Hallandale Beach officials altered city pension guidelines to enable the son-in-law of former city manager Mike Good to join a lucrative management-only pension plan after it was closed to additional employees.
The policy revisions made by top city staff – apparently without city commission approval – extended the defined-benefit plan’s cutoff date, allowing Douglas Grant Baber to participate.
City records obtained by BrowardBulldog.org state that in 2006 then-City Manager Good ordered the plan shut to new management employees effective January 1, 2007.The move followed complaints by city commissioners about the plan’s escalating costs. Instead, those employees would enter a 401(a) defined contribution plan.
But that deadline would soon change.
On March 5, 2007 then-Assistant City Manager Mark Antonio sent an email to Human Resources Director George Amiraian, with a copy to Good, with the subject line “Pension Options for Douglas Baber.”
Baber was hired as an administrative analyst in early 2006 and in February 2007 he was promoted to personnel analyst. It was a position that would have made him eligible for the management retirement plan if it were still in effect, and Baber wanted in.
Antonio’s memo says that because of the January 1st deadline he had “assumed” Baber would instead enter the other plan.
“However, based on our recent conversations, it appears Doug (Baber) is expecting to enter the Defined Benefit (management) Plan and I’m not sure how to accomplish that without a new pension plan amendment and ordinance,” Antonio said. “Please set up a meeting to discuss with me and or the city manager.”
No record of that meeting could be located. But handwritten notes on a copy of the same email maintained in city files indicate that Good OK’d Baber’s entry into the management plan.

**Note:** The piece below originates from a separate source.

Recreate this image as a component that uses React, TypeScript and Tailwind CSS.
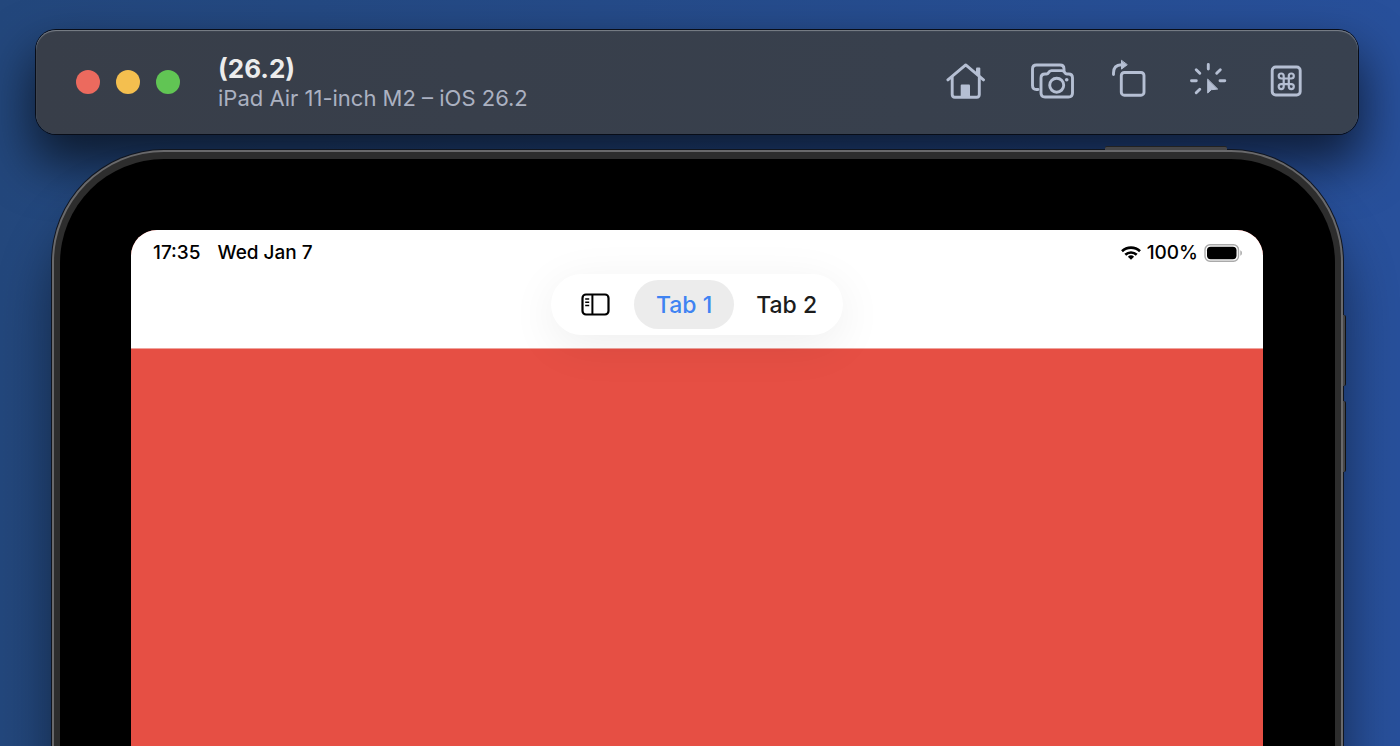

“Sent Doug app. for DB plan per C.M.,” the notes on Antonio’s email say.
Baber, now 37, married Good’s daughter on March 31, 2007.
Good, a 25-year city employee who served as city manager from 2002 until his dismissal for excessive absences and other reasons in June 2010, did not respond to requests for comment.
Baber, who no longer works for the city, declined to comment.
Antonio’s solution, it turned out, did not require an amendment to the pension plan or a new city ordinance.
He explained his decision in twin memos to Amiraian and representatives of the company that administers the pension plan, the Principal Financial Group, on May 17, 2007.
The memos state in part that employees hired prior to Oct. 1, 2006 and promoted to a “professional/management” position prior to Oct. 1, 2010 – a description that fit Baber – “will be eligible to enter the defined benefit (management) plan.”
Antonio’s memos cite no authority for that decision, nor do they explain why the change was being made.
The city clerk’s office said it could not locate any reference to the policy change in city commission minutes.
Browardbulldog.org asked Amiraian how Baber was allowed into the management pension plan after it was closed. His assistant, Radu Dodea, later cited Antonio’s memos to show how it was accomplished.
A Principal Financial Group enrollment form in Baber’s personnel file showed he was placed in the management plan as of his promotion date on Feb. 5, 2007. That form is dated April 18, 2007.
The Professional Management Retirement Plan, approved and implemented by the city commission in 2001, boosted pensions for top city bureaucrats in several costly ways. For example, it was calculated to equate their jobs to the “high risk” duties of police and firefighters and granted retroactive credit for prior years of service even if they were in another city retirement plan.
Baber, whose annual salary was $65,000, resigned after five years of city employment on Feb. 22, 2011. When he left, he took a pension plan payout of nearly $20,000.
Today, the city is suing Baber for failing to repay $6,400 in tuition reimbursements he received. Baber, however, has sought bankruptcy protection in federal court in Fort Lauderdale.
Antonio, who succeeded Good as city manager and retired last June, would not discuss the policy changes, saying he could not recall the circumstances.
Former City Commissioner Keith London, who lost a race for mayor in November, said the reason for the retirement plan deadline change is apparent to him.
“It’s obvious it was for Doug Baber,” London said. “This was all Good’s doing. Who else could do it?”